Willy Messerschmitt would join the Bavarian Aircraft Works (BFW) in 1927 as chief designer and engineer. Willy was a firm believer in the notion of “light weight construction”, taking separate load-bearing parts and merging them into a single re-enforced firewall, thereby saving weight and improving performance. The BF108 “Taifun” sports-plane would soon make the theory fact, it going on to set numerous speed records.

The Luftwaffe watched the engineering triumphs of Willy Messerschmitt with considerable interest, and following the success of the Taifun the company was invited to submit a design for the 1935 fighter contest. Their entry was the incredible BF109, arguably the best fighter of World War 2. Willy Messerschmitt would become a favoured son of the Nazi party, and Messerschmitt AG was established with their backing on July 11, 1938. With the renaming , the company's RLM designation changed from Bf to “Me, although existing iterations, such as the Bf 109 and 110, retained their earlier designation in official documents.

After World War 2, the company was not allowed to produce aircraft, and like Heinkel  they turned their attention to the manufacture of a cheap three wheeled bubble cars, known as Kabinenroller (cabinscooter). The  KR175 / KR200 were built in a time of post war austerity, and despite the many drawbacks of such a vehicle those that owned one were considered very fortunate. rumours abounded that the Messerschmitt’s were being constructed from old aeroplane parts, but this was untrue. Nevertheless the Fritz Fend designed bubble cars would reach cult status, a red KR200 even being owned for a time by Elvis Presley.

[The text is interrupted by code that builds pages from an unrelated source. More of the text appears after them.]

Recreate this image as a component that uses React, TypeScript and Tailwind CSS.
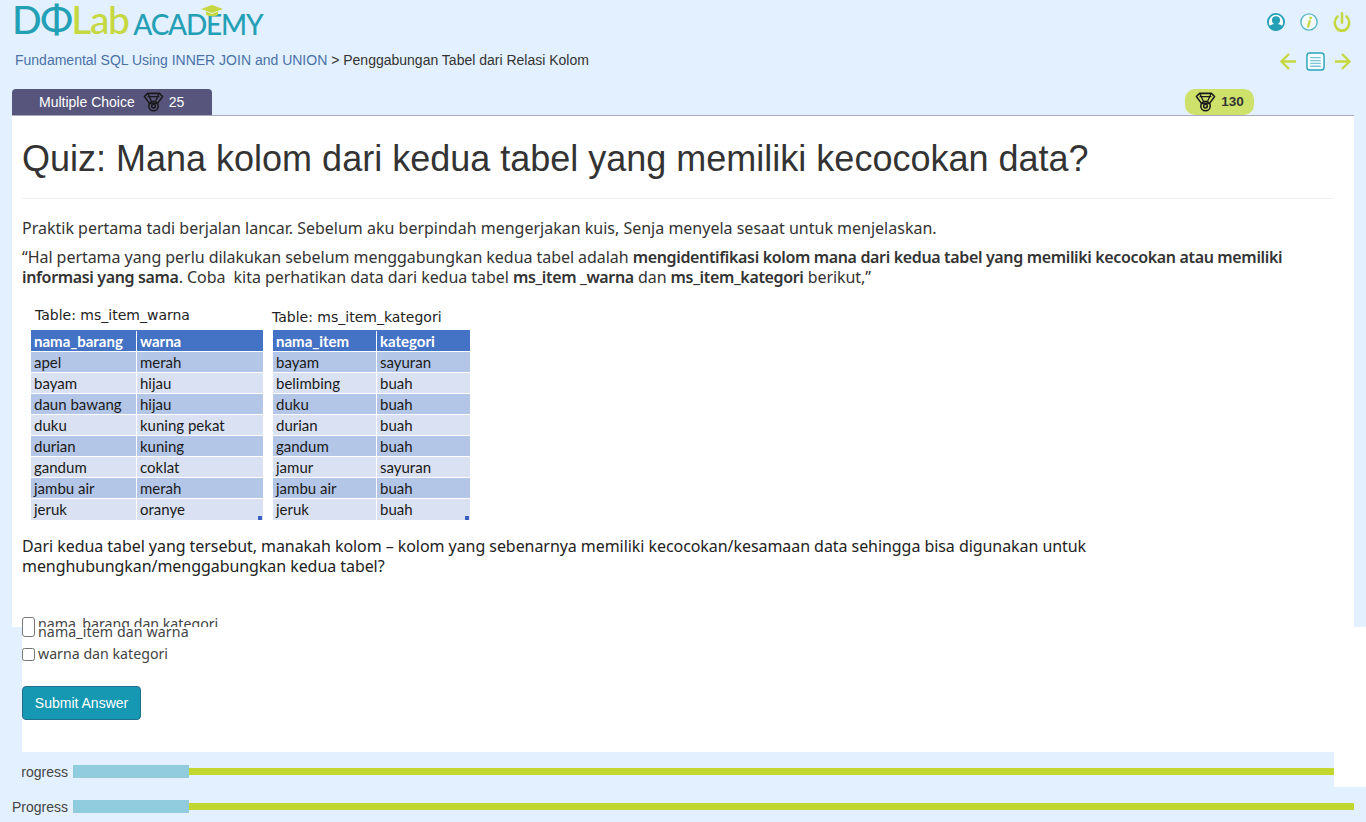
const Medal = ({ className = "" }: { className?: string }) => (
  <svg viewBox="0 0 22 22" className={className} fill="none" stroke="#1a1a1a" strokeWidth="1.7" strokeLinejoin="round">
    <path d="M1 5 L4.5 1.5 H17.5 L21 5 L15.5 12.5 H6.5 Z" />
    <path d="M4.5 5 H17.5 M5 2 L9 11 M17 2 L13 11" strokeWidth="1.4" />
    <circle cx="11" cy="15.5" r="5.2" />
    <circle cx="11" cy="15.5" r="2" />
  </svg>
);

const headers = [
  {
    title: "Table: ms_item_warna",
    w1: "w-[106px]",
    cols: ["nama_barang", "warna"],
    rows: [
      ["apel", "merah"],
      ["bayam", "hijau"],
      ["daun bawang", "hijau"],
      ["duku", "kuning pekat"],
      ["durian", "kuning"],
      ["gandum", "coklat"],
      ["jambu air", "merah"],
      ["jeruk", "oranye"],
    ],
  },
  {
    title: "Table: ms_item_kategori",
    w1: "w-[104px]",
    cols: ["nama_item", "kategori"],
    rows: [
      ["bayam", "sayuran"],
      ["belimbing", "buah"],
      ["duku", "buah"],
      ["durian", "buah"],
      ["gandum", "buah"],
      ["jamur", "sayuran"],
      ["jambu air", "buah"],
      ["jeruk", "buah"],
    ],
  },
];

function DataTable({ t, first }: { t: (typeof headers)[number]; first: boolean }) {
  return (
    <div className={first ? "w-[232px]" : "w-[197px]"}>
      <div
        className={
          first
            ? "h-[30px] pl-[4px] pt-[6px] text-[14px] leading-[18px] text-[#222] font-['DejaVu_Sans']"
            : "h-[30px] pt-[8px] -ml-[1px] text-[14px] leading-[18px] text-[#222] font-['DejaVu_Sans']"
        }
      >
        {t.title}
      </div>
      <div className="relative pb-[1px] font-['Lato'] text-[15px] leading-[20px] text-[#1a1a1a]">
        <div className="flex h-[21px] items-center bg-[#4472c4] font-bold text-white">
          <div className={`${t.w1} border-r border-white pl-[3px]`}>{t.cols[0]}</div>
          <div className="flex-1 pl-[3px]">{t.cols[1]}</div>
        </div>
        {t.rows.map((r, i) => (
          <div
            key={r[0]}
            className={
              i === 7
                ? "flex h-[22px] border-t border-white bg-[#d9e1f2]"
                : i % 2 === 0
                  ? "flex h-[21px] border-t border-white bg-[#b4c6e7]"
                  : "flex h-[21px] border-t border-white bg-[#d9e1f2]"
            }
          >
            <div className={`${t.w1} border-r border-white pl-[3px]`}>{r[0]}</div>
            <div className="flex-1 pl-[3px]">{r[1]}</div>
          </div>
        ))}
        <div className="absolute bottom-[1px] right-[1px] h-[4px] w-[4px] bg-[#3b5fc0]" />
      </div>
    </div>
  );
}

function Progress() {
  return (
    <div className="flex h-[13px] items-center">
      <span className="w-[61px] shrink-0 text-[14px] leading-[16px] text-[#444]">Progress</span>
      <div className="h-[13px] w-[116px] shrink-0 bg-[#90cbde]" />
      <div className="h-[7px] flex-1 bg-[#c1d72f]" />
    </div>
  );
}

export default function App() {
  return (
    <div className="flex h-[822px] w-full flex-col overflow-hidden bg-[#e3f0ff] font-['Liberation_Sans',sans-serif]">
      <header className="flex h-[89px] shrink-0 justify-between pl-[15px] pr-[15px]">
        <div>
          <div className="relative -ml-[3px] flex h-[46px] items-end whitespace-nowrap pb-[9px] font-['Lato']">
            <span className="text-[39px] leading-[36px] font-medium tracking-[-1.5px] text-[#23a0b5]">DΦ</span>
            <span className="text-[39px] leading-[36px] font-medium tracking-[-1.5px] text-[#c6d840]">Lab</span>
            <span className="ml-[5px] -mb-[1px] text-[28px] leading-[27px] font-medium tracking-[-1.2px] text-[#23a0b5]">ACADEMY</span>
            <svg viewBox="0 0 22 12" className="absolute left-[189px] top-[5px] h-[12px] w-[22px]">
              <path d="M0 4 L11 0 L22 4 L11 8 Z" fill="#c6d840" />
              <path d="M5 6.5 V10 Q11 12.5 17 10 V6.5 L11 9 Z" fill="#c6d840" />
            </svg>
          </div>
          <div className="mt-[6px] text-[14px] leading-[16px] text-[#333]">
            <span className="text-[#4a72a8]">Fundamental SQL Using INNER JOIN and UNION</span> &gt; Penggabungan Tabel dari Relasi Kolom
          </div>
        </div>
        <div className="flex flex-col items-end">
          <div className="mt-[12px] flex items-center gap-[15px]">
            <svg viewBox="0 0 20 20" className="h-[18px] w-[18px]">
              <circle cx="10" cy="10" r="9" fill="#fff" stroke="#23a0b5" strokeWidth="2" />
              <circle cx="10" cy="8" r="4.5" fill="#23a0b5" />
              <path d="M2 15 Q5 12 10 12 Q15 12 18 15 Q15 19.5 10 19.5 Q5 19.5 2 15 Z" fill="#23a0b5" />
            </svg>
            <svg viewBox="0 0 20 20" className="h-[18px] w-[18px]">
              <circle cx="10" cy="10" r="9" fill="#f4fbff" stroke="#5cb6c9" strokeWidth="1.6" />
              <circle cx="11.8" cy="5.5" r="1.6" fill="#c6d840" />
              <path d="M10.8 9 L9 15" stroke="#c6d840" strokeWidth="2.6" strokeLinecap="round" />
            </svg>
            <svg viewBox="0 0 20 20" className="h-[20px] w-[18px]" fill="none" stroke="#c6d840" strokeWidth="2.8" strokeLinecap="round" preserveAspectRatio="none">
              <path d="M5 4.5 A8 8 0 1 0 15 4.5" />
              <path d="M10 1.5 V10.5" />
            </svg>
          </div>
          <div className="mt-[20px] flex items-center gap-[10px]">
            <svg viewBox="0 0 16 17" className="h-[17px] w-[16px]" fill="none" stroke="#c6d840" strokeWidth="2.4">
              <path d="M16 8.5 H2 M9 1 L1.5 8.5 L9 16" />
            </svg>
            <svg viewBox="0 0 20 20" className="h-[19px] w-[19px]" fill="#f4fbff" stroke="#2ba3b8" strokeWidth="1.5">
              <rect x="1" y="1" width="18" height="18" rx="3" />
              <path d="M4.5 6 H15.5 M4.5 9 H15.5 M4.5 12 H15.5 M4.5 15 H15.5" stroke="#7cc4d4" strokeWidth="1.4" />
            </svg>
            <svg viewBox="0 0 16 17" className="h-[17px] w-[16px]" fill="none" stroke="#c6d840" strokeWidth="2.4">
              <path d="M0 8.5 H14 M7 1 L14.5 8.5 L7 16" />
            </svg>
          </div>
        </div>
      </header>

      <div className="flex h-[26px] shrink-0 justify-between pl-[12px] pr-[112px]">
        <div className="flex w-[200px] items-center rounded-t-[4px] bg-[#58557c] pl-[27px] text-[14px] text-white">
          <span>Multiple Choice</span>
          <Medal className="ml-[8px] h-[20px] w-[21px]" />
          <span className="ml-[5px]">25</span>
        </div>
        <div className="flex w-[69px] items-center justify-center gap-[5px] rounded-[10px] bg-[#cee16a] text-[14px] font-bold text-[#333]">
          <Medal className="h-[20px] w-[21px]" />
          <span className="text-[13.5px]">130</span>
        </div>
      </div>

      <main className="mx-[12px] h-[512px] shrink-0 overflow-hidden border-t border-[#aaaabf] bg-white px-[10px]">
        <h1 className="mr-[10px] h-[83px] border-b border-[#eeeeee] pt-[23px] text-[36px] leading-[40px] font-normal text-[#333]">
          Quiz: Mana kolom dari kedua tabel yang memiliki kecocokan data?
        </h1>
        <div className="pt-[19px] font-['Noto_Sans'] text-[16px] leading-[20px] text-[#333]">
          <p>Praktik pertama tadi berjalan lancar. Sebelum aku berpindah mengerjakan kuis, Senja menyela sesaat untuk menjelaskan.</p>
          <p className="mt-[9px] w-[1290px] tracking-[-0.05px]">
            “Hal pertama yang perlu dilakukan sebelum menggabungkan kedua tabel adalah <b className="font-semibold tracking-[-0.35px]">mengidentifikasi kolom mana dari kedua tabel yang memiliki kecocokan atau memiliki informasi yang sama</b>. Coba &nbsp;kita perhatikan data dari kedua tabel <b className="font-semibold tracking-[-0.35px]">ms_item _warna</b> dan <b className="font-semibold tracking-[-0.35px]">ms_item_kategori</b> berikut,”
          </p>
          <div className="mt-[13px] flex gap-[10px] pl-[9px]">
            {headers.map((t, i) => (
              <DataTable key={t.title} t={t} first={i === 0} />
            ))}
          </div>
          <p className="mt-[15px] w-[1110px] tracking-[-0.06px] text-[#222]">
            Dari kedua tabel yang tersebut, manakah kolom – kolom yang sebenarnya memiliki kecocokan/kesamaan data sehingga bisa digunakan untuk menghubungkan/menggabungkan kedua tabel?
          </p>
          <div className="mt-[38px] pl-[16px] text-[14.2px] leading-[20px] text-[#444]">
            nama_barang dan kategori
          </div>
        </div>
      </main>

      <section className="relative ml-[22px] h-[160px] shrink-0 bg-white">
        <input
          type="checkbox"
          className="absolute -top-[10px] left-0 m-0 h-[20px] w-[13px] appearance-none rounded-[3px] border border-[#767676] bg-white"
        />
        <div className="h-[125px] font-['Noto_Sans'] text-[14.2px] text-[#444]">
          <div className="h-[16px] pl-[16px] leading-[10px] tracking-[0.1px]">nama_item dan warna</div>
          <label className="mt-[1px] flex h-[20px] items-center gap-[3px]">
            <input type="checkbox" className="m-0 h-[13px] w-[13px]" />
            <span>warna dan kategori</span>
          </label>
          <button className="mt-[22px] h-[34px] w-[119px] rounded-[4px] border border-[#1f6f8f] bg-[#1697b2] font-['Liberation_Sans'] text-[14px] text-white">
            Submit Answer
          </button>
        </div>
        <div className="mr-[32px] h-[35px] overflow-hidden bg-[#e3f0ff] pt-[13px]">
          <div className="-ml-[10px]">
            <Progress />
          </div>
        </div>
      </section>

      <div className="ml-[12px] mr-[12px] mt-[13px]">
        <Progress />
      </div>
    </div>
  );
}
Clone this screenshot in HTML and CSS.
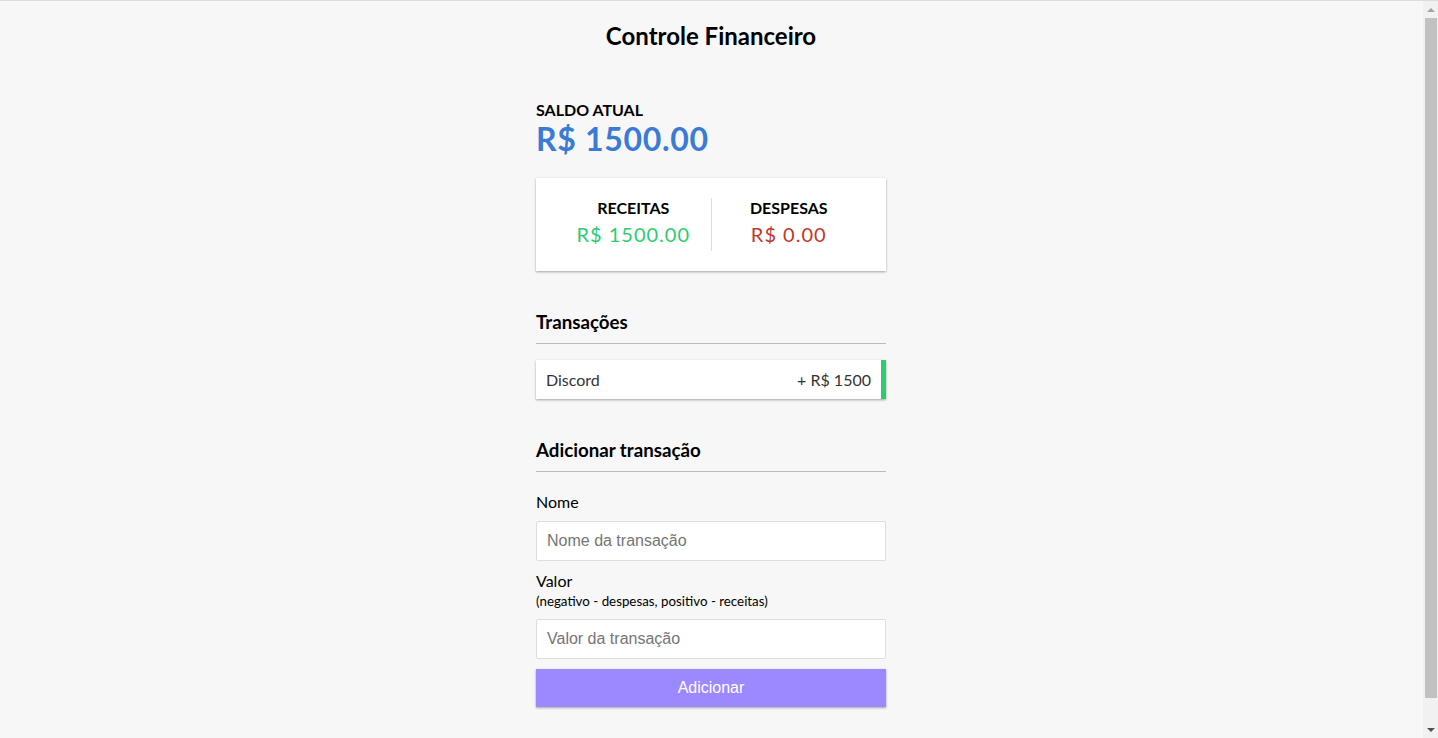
FILE: index.html
```html
<!DOCTYPE html>
<html lang="pt-BR">
<head>
<meta charset="utf-8">
<title>Controle Financeiro</title>
<link rel="stylesheet" href="styles.css">
</head>
<body>
  <h2 class="title">Controle Financeiro</h2>
  <div class="container">
    <h4 class="caption">Saldo atual</h4>
    <h1 class="balance">R$ 1500.00</h1>

    <div class="inc-exp">
      <div class="inc-exp-col inc-exp-first">
        <h4 class="caption">Receitas</h4>
        <p class="money plus">R$ 1500.00</p>
      </div>
      <div class="inc-exp-col">
        <h4 class="caption">Despesas</h4>
        <p class="money minus">R$ 0.00</p>
      </div>
    </div>

    <h3 class="section-title">Transações</h3>
    <ul class="list">
      <li class="list-item plus-item">Discord <span>+ R$ 1500</span></li>
    </ul>

    <h3 class="section-title">Adicionar transação</h3>
    <form class="form">
      <div class="form-control">
        <label class="label" for="text">Nome</label>
        <input class="input" type="text" id="text" placeholder="Nome da transação">
      </div>
      <div class="form-control">
        <label class="label" for="amount">Valor <br><small class="hint">(negativo - despesas, positivo - receitas)</small></label>
        <input class="input" type="number" id="amount" placeholder="Valor da transação">
      </div>
      <button class="btn" type="button">Adicionar</button>
    </form>
  </div>

  <div class="scrollbar" aria-hidden="true">
    <div class="sb-btn">
      <svg width="8" height="4" viewBox="0 0 8 4"><polygon points="0,4 8,4 4,0" fill="#a3a3a3"/></svg>
    </div>
    <div class="sb-track"><div class="sb-thumb"></div></div>
    <div class="sb-btn">
      <svg width="8" height="4" viewBox="0 0 8 4"><polygon points="0,0 8,0 4,4" fill="#505050"/></svg>
    </div>
  </div>
</body>
</html>
```
FILE: styles.css
```css
* {
  box-sizing: border-box;
}

html {
  border-top: 1px solid #dcdcdc;
}

body {
  background-color: #f7f7f7;
  display: flex;
  flex-direction: column;
  align-items: center;
  justify-content: center;
  min-height: 100vh;
  margin: 0;
  padding-right: 16px;
  font-family: Lato, "Liberation Sans", sans-serif;
  color: #000;
}

.scrollbar {
  position: fixed;
  top: 1px;
  right: 0;
  bottom: 0;
  width: 15px;
  background: #f1f1f1;
  display: flex;
  flex-direction: column;
}

.sb-btn {
  height: 17px;
  display: flex;
  align-items: center;
  justify-content: center;
  flex: none;
}

.sb-track {
  flex: 1;
  display: flex;
  flex-direction: column;
  padding: 0 1px 0 2px;
}

.sb-thumb {
  flex: 1;
  background: #c1c1c1;
  margin-bottom: 23px;
}

.title {
  font-size: 24px;
  margin: 19.92px 0;
}

.container {
  margin: 30px auto;
  width: 350px;
}

.caption {
  margin: 0;
  font-size: 16px;
  text-transform: uppercase;
}

.balance {
  letter-spacing: 0.7px;
  margin: 0;
  font-size: 32px;
  color: #3a7bd5;
}

.inc-exp {
  background-color: #fff;
  box-shadow: 0 1px 3px rgba(0, 0, 0, 0.12), 0 1px 2px rgba(0, 0, 0, 0.24);
  padding: 20px;
  display: flex;
  justify-content: space-between;
  margin: 20px 0;
}

.inc-exp-col {
  flex: 1;
  text-align: center;
}

.inc-exp-first {
  border-right: 1px solid #dedede;
}

.money {
  font-size: 20px;
  letter-spacing: 1px;
  margin: 5px 0;
}

.money.plus {
  color: #2ecc71;
}

.money.minus {
  color: #c0392b;
}

.section-title {
  font-size: 18.72px;
  border-bottom: 1px solid #bbb;
  padding-bottom: 10px;
  margin: 40px 0 10px;
}

.list {
  list-style-type: none;
  padding: 0;
  margin-bottom: 40px;
  margin-top: 16px;
}

.list-item {
  background-color: #fff;
  box-shadow: 0 1px 3px rgba(0, 0, 0, 0.12), 0 1px 2px rgba(0, 0, 0, 0.24);
  color: #333;
  display: flex;
  justify-content: space-between;
  padding: 10px;
  margin: 10px 0;
  font-size: 16px;
}

.plus-item {
  border-right: 5px solid #2ecc71;
}

.form {
  margin: 0;
}

.label {
  display: inline-block;
  margin: 10px 0;
  font-size: 16px;
}

.hint {
  font-size: 13.33px;
}

.input {
  border: 1px solid #dedede;
  border-radius: 2px;
  display: block;
  font-size: 16px;
  font-family: "Liberation Sans", Arial, sans-serif;
  padding: 10px;
  width: 100%;
  background: #fff;
  color: #333;
}

.input::placeholder {
  color: #757575;
}

.btn {
  cursor: pointer;
  background-color: #9c88ff;
  box-shadow: 0 1px 3px rgba(0, 0, 0, 0.12), 0 1px 2px rgba(0, 0, 0, 0.24);
  color: #fff;
  border: 0;
  display: block;
  font-size: 16px;
  font-family: "Liberation Sans", Arial, sans-serif;
  margin: 10px 0 30px;
  padding: 10px;
  width: 100%;
}
```
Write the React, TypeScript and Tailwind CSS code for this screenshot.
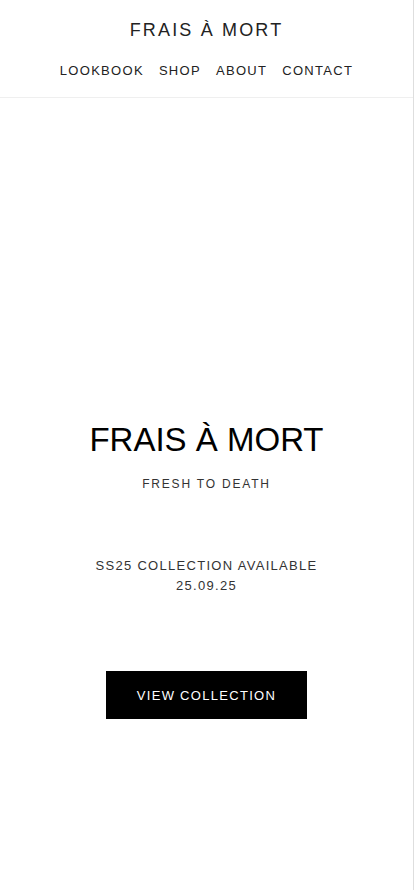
const navItems = ["LOOKBOOK", "SHOP", "ABOUT", "CONTACT"];

const App = () => {
  return (
    <div
      className="min-h-[890px] w-full bg-white border-r border-[#dedede]"
      style={{ fontFamily: '"Liberation Sans", Arial, sans-serif' }}
    >
      <header className="h-[98px] border-b border-[#efefef] flex flex-col items-center">
        <h1 className="mt-[19px] text-[18px] leading-[22px] tracking-[0.12em] text-[#222]">
          FRAIS À MORT
        </h1>
        <nav className="mt-[21px] flex gap-[15px]">
          {navItems.map((item) => (
            <a
              key={item}
              href="#"
              className="text-[13px] leading-[18px] tracking-[0.1em] text-[#222]"
            >
              {item}
            </a>
          ))}
        </nav>
      </header>

      <main className="flex flex-col items-center text-center pt-[323px] pb-[171px]">
        <h2 className="text-[33px] leading-[38px] text-black">FRAIS À MORT</h2>
        <p className="mt-[17px] text-[12px] leading-[16px] tracking-[0.15em] text-[#333]">
          FRESH TO DEATH
        </p>

        <div className="mt-16 text-[13px] leading-[20px] tracking-[0.1em] text-[#333]">
          <p>SS25 COLLECTION AVAILABLE</p>
          <p>25.09.25</p>
        </div>

        <a
          href="#"
          className="mt-[75px] w-[201px] h-12 bg-black text-white flex items-center justify-center text-[13px] leading-[20px] tracking-[0.1em] pt-px"
        >
          VIEW COLLECTION
        </a>
      </main>
    </div>
  );
};

export default App;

The cars were actually made by Fritz Fend's own company in the Messerschmitt works at Regensburg, Willy Messerschmitt having little to do with the vehicles other than ruling that they carried his name. Fend's aircraft influence certainly showed itself in his desire to achieve a light yet stiff frame with low wind resistance from the tandem seating with aerodynamic steel body. This resulted in a surprisingly high performance from 175 and later 200cc single cylinder two-stroke engines. Some would say that his ultimate achievement with the Kabinenroller was the four-wheeled TG500 or 'Tiger' with a twin cylinder 490cc engine capable of higher speeds and sports car handling. However, there is little doubt that the best developed and most successful was the three-wheeled KR200. Production of the KR200 ceased in 1964.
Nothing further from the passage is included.